Vorsitzender Göpfert erstattet Bericht über die Lebensmittelversorgung in Rosenheim. Hier lagern zurzeit 28.600 Zentner Kartoffeln, 1.200 Zentner Rüben, weiter sollen angeführt werden 1.400 Zentner Sauerkraut und fünf Waggon Dotschen [bayerisch für Kohl-/Steckrüben, Anm.]. Die Lagerung der Kartoffeln ist höchst mangelhaft. Im Duschlkeller sollen sie meterhoch aufgeschichtet liegen. Die vorhandenen Luftschächte wurden nicht eingesetzt; wenn dort nicht baldigst Abhilfe geschaffen wird, gehen die Kartoffeln zugrunde. Die Volksräte Breitenhuber und Weiß werden künftighin die Lager regelmäßig besuchen und die pflegliche Behandlung veranlassen.
Nach dem vorliegenden Bericht des Oberwachtmeisters ist es in letzter Zeit verschiedentlich zu Polizeiüberschreitungen gekommen. In der Wirtschaft "Zum Mohrenschimmel" saßen die Gäste bis tief in die Nacht hinein beisammen und bedrohten die abschaffenden Schutzleute. Auch Tanzvergnügen wurden abgehalten. Künftighin werden der Wirtschaftspatrouille zwei Militärposten mitgegeben. Des weiteren weist der Volks- und Soldatenrat die Bevölkerung streng darauf hin, daß bei weiterer Abhaltung solcher Tanzvergnügen und Polizeistundenüberschreitungen die Polizeistunde eingeschränkt wird.

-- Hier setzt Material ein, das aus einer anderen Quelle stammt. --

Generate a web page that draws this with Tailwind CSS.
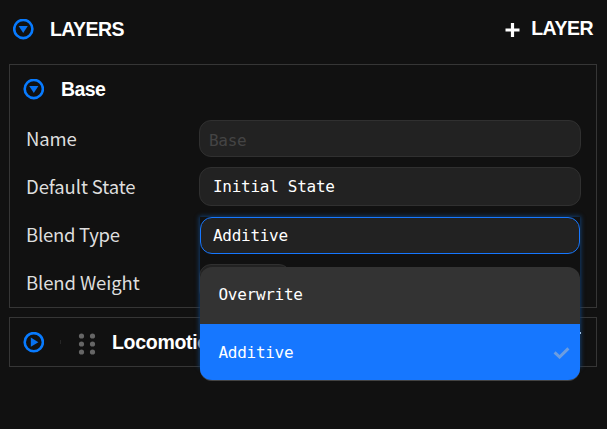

Unter dem Einlauf befindet sich auch ein Brief der Fleischwerke Rosenheim mit berichtigenden Angaben zu einem Artikel des "Wendelstein" und der Bestätigung ihres Anerbietens, wöchentlich einen Zentner konserviertes Voressen (Auslandsware) für die hiesige Volksküche unentgeltlich zur Verfügung zu stellen. Der Volks- und Soldatenrat Rosenheim legt Gewicht auf die Feststellung, daß das Automobil nicht von Herrn Friedrich dem Volks- und Soldatenrat angeboten wurde, wie in dem betr. Artikel des "Wendelstein" gesagt ist, sondern daß der Volks- und Soldatenrat den Besitzer um Ueberlassung ersucht habe. Von einem Schachzug könne nach dieser Richtung hin nicht die Rede sein. Das Anerbieten der Ueberlassung des Voressens wurde im Interesse der notleidenden Bevölkerung mit Dank angenommen.
Der Schloßherr von Neubeuern, Baron v. Herwarth, bis vor kurzem Oberst im Großen Hauptquartier, hat dem Volks- und Soldatenrat mitgeteilt, er wolle als schlichter Landwirt gerne seine Kraft in den Dienst des Volkes stellen. Von seinem Anerbieten wird dankend Kenntniss genommen und im Bedarfsfall Gebrauch gemacht. Die Frau Baronin v. Herwarth wird ihr seit Kriegsbeginn unterhaltenes Lazarett nach wie vor weiterführen.